Kentsel dönüşümden ne anlamalıyız?
Ticari Hayat Gazetesi yazarlarından Müjgan Kaya bugünkü köşe yazısında Kentsel dönüşümden ne anlamalıyız? sorusunun yanıtını verdi.. İşte Kentsel dönüşümden ne anlamalıyız? sorusunun cevabı...
4 yıl öncesini hatırlıyorum, arka arkaya birkaç proje boy gösterince "Ankara'da neler oluyor? Bu kadar konut ne olacak?
Kim alacak bunları? Konut balonu patlar mı? gibi bir sürü sorular dizilirdi arka arkaya. Aradan geçen bunca zaman içinde, sadece Ankara'da özel sektörün inşa ettiği yeni yaşam merkezlerinin sayısı, 100 bin konutu aştı.

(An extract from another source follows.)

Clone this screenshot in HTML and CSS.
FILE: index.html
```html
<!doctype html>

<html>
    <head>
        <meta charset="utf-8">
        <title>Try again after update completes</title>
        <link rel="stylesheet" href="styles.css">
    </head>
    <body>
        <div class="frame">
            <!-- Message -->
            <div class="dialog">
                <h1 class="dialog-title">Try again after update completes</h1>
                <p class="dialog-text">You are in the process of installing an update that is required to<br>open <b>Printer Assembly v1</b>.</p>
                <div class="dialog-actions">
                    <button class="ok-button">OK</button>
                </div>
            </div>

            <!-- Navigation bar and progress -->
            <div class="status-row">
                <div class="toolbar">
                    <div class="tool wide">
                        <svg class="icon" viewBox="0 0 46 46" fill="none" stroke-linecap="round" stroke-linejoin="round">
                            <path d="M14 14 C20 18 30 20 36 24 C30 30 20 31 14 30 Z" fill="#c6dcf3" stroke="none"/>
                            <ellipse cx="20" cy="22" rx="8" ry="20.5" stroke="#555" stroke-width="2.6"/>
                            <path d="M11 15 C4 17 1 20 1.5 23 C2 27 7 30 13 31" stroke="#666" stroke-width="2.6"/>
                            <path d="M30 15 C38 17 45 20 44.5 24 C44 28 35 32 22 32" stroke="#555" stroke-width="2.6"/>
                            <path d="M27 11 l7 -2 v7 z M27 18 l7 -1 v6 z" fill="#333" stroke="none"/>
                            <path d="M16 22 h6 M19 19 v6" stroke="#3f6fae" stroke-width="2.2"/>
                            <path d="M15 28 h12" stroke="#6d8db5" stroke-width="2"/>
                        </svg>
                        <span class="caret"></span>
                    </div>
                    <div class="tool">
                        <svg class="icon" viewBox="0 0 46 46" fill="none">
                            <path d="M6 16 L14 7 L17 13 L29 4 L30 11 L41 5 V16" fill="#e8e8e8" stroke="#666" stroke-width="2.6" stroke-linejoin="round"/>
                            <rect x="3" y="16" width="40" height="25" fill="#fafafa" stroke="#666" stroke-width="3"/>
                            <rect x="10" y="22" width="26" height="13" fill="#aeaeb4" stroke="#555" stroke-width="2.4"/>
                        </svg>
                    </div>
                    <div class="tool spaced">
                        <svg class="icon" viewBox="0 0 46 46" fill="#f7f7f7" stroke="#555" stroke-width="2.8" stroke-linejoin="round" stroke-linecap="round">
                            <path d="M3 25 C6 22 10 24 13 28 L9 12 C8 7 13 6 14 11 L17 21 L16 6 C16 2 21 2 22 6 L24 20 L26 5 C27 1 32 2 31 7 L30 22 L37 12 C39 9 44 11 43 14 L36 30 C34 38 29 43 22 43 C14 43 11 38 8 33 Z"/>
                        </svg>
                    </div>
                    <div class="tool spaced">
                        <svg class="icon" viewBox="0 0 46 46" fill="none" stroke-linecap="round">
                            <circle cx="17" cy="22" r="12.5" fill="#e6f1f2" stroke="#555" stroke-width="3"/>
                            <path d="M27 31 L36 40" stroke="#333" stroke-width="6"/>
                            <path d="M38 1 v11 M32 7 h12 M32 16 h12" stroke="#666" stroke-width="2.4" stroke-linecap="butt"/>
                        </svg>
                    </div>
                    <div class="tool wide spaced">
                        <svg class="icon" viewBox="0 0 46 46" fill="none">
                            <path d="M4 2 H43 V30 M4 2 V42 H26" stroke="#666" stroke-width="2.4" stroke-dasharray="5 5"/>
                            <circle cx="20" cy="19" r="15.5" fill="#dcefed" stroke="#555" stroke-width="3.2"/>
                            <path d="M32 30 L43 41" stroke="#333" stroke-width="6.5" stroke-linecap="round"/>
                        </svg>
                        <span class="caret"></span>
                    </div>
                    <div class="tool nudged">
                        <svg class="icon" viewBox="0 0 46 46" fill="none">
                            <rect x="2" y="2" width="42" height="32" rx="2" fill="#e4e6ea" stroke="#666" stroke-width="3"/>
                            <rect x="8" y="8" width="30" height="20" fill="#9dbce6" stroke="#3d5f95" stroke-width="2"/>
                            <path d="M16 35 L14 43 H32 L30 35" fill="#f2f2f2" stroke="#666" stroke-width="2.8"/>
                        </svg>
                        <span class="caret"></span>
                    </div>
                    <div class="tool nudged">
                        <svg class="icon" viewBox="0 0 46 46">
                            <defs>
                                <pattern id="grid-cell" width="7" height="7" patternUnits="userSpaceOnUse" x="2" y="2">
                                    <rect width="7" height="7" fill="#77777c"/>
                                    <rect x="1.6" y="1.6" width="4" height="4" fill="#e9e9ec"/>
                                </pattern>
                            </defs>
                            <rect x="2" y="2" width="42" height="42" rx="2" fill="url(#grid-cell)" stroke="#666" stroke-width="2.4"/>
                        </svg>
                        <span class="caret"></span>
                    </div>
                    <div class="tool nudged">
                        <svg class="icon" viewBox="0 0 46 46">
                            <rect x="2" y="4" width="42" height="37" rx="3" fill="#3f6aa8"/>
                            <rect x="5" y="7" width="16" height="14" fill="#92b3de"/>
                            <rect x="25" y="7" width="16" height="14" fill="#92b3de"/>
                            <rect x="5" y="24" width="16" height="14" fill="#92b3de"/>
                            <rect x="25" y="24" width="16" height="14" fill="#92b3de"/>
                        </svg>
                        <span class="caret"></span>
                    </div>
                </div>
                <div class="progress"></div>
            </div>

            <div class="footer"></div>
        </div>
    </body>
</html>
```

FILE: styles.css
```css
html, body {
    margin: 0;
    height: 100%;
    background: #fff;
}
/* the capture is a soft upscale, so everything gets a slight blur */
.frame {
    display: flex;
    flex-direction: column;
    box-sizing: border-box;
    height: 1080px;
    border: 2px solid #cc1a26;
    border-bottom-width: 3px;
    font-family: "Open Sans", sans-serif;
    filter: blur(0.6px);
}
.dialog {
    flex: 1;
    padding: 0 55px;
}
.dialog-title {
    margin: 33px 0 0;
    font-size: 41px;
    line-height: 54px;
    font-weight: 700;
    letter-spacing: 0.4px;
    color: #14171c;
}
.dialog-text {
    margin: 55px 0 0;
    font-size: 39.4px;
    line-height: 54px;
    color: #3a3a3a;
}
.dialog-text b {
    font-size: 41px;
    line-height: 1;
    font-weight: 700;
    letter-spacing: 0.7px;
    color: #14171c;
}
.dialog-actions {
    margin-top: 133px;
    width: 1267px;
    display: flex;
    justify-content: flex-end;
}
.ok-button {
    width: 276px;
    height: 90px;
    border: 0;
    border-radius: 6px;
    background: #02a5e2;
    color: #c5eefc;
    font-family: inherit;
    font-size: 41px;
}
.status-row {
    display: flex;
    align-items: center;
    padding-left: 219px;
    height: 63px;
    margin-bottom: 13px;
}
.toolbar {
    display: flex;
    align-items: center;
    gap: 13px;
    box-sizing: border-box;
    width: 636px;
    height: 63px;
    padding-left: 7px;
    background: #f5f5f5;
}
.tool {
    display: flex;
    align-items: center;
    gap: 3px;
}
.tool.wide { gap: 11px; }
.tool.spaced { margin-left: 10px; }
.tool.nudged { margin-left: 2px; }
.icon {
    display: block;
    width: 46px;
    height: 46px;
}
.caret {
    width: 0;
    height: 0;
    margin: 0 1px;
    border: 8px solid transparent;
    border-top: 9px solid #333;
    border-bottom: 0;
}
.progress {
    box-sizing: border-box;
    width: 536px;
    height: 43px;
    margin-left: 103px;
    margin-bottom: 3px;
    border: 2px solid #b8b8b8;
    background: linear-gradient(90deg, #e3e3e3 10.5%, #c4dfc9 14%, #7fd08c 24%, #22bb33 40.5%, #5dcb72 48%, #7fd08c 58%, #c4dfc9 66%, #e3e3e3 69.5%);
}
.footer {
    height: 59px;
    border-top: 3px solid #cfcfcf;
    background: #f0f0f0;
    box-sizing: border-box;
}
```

TOKİ'nin rakamlarıyla birlikte, 530 bin konut inşa edildi. Bugün hala aynı sorular anlamsızca soruluyor. Oysa geçtiğimiz yıllarda yaşadığımız acı Van depremi de gösterdi ki, ülkenin bir baştan diğer başa yenilenmesi gerekiyor.
insanı öldüren deprem değil, çarpık yapılaşmadır. Çevre ve Şehircilik Bakanı Erdoğan Bayraktar'ın bir zamanlar TV kanalında yaptığı açıklama kanımızı dondurmaya yetmişti. "Yarın istanbul'da hemen yıkılması gereken konut sayısı 17 bin adettir..." "Tüm Türkiye'de 5 milyon yeni konuta ihtiyacımız var..." Peki bu yeniden yapılaşma nasıl gerçekleşecek? Bu soruyu da 4 yıl önce sormuş ve cevabını da daha o günlerde almıştık: Kentsel dönüşüm projesi ile...
Kentsel dönüşümü yerel yönetimlerin kendiliklerinden yapabilmelerinin mümkün olmadığını, öncelikle kat mülkiyeti kanununda önemli değişikliklerin yapılması gerektiğini ve bununla da kalmayıp, yeni imar düzenlemelerinin de şart olduğu söylenmişti.
Yani, kat mülkiyeti kanununda yapılacak temel değişiklik olan çoğunluk esası getirildikten sonra, tüm bu bölgeleri inşa edecek müteahhitlerin de ilgisini çekecek, yatırımın altına girebilecek ve sorumluluğunu alacak cazibeyi de sunmak zorundasınız.
Bu da imar artışı diye özetleyebileceğimiz, mimari deyişle serbestisi ya da serbestisinin yeniden yorumlanmasıyla mümkündür. Aslında yapılması gereken iş bu kadar basittir. Çoğaltıp durmaya, evirip çevirmeye gerek yok . Erdoğan Bayraktar'ın yaptığı bir açıklmada aklımdan çıkmıyor.
"Türkiye'nin en önemli meselesi kentsel dönüşümdür" diyen Çevre ve Şehircilik Bakanı Erdoğan Bayraktar'ın şu tespiti mesela: "Biz 60 milyar dolara yakın parayı enerji ithalatına veriyoruz. Bunun yüzde 45'ini binalarımızda kullanıyoruz.
Yüzde 45'in yüzde 40'ını ise savuruyoruz. 8-10 milyar dolar paramız havaya gidiyor." Yani sağlıksız binalarda sadece havaya giden enerjinin bedeli 8-10 milyar dolar. Aslına bakarsanız Kentsel Dönüşüm yenilenmek için en iyi yöntem.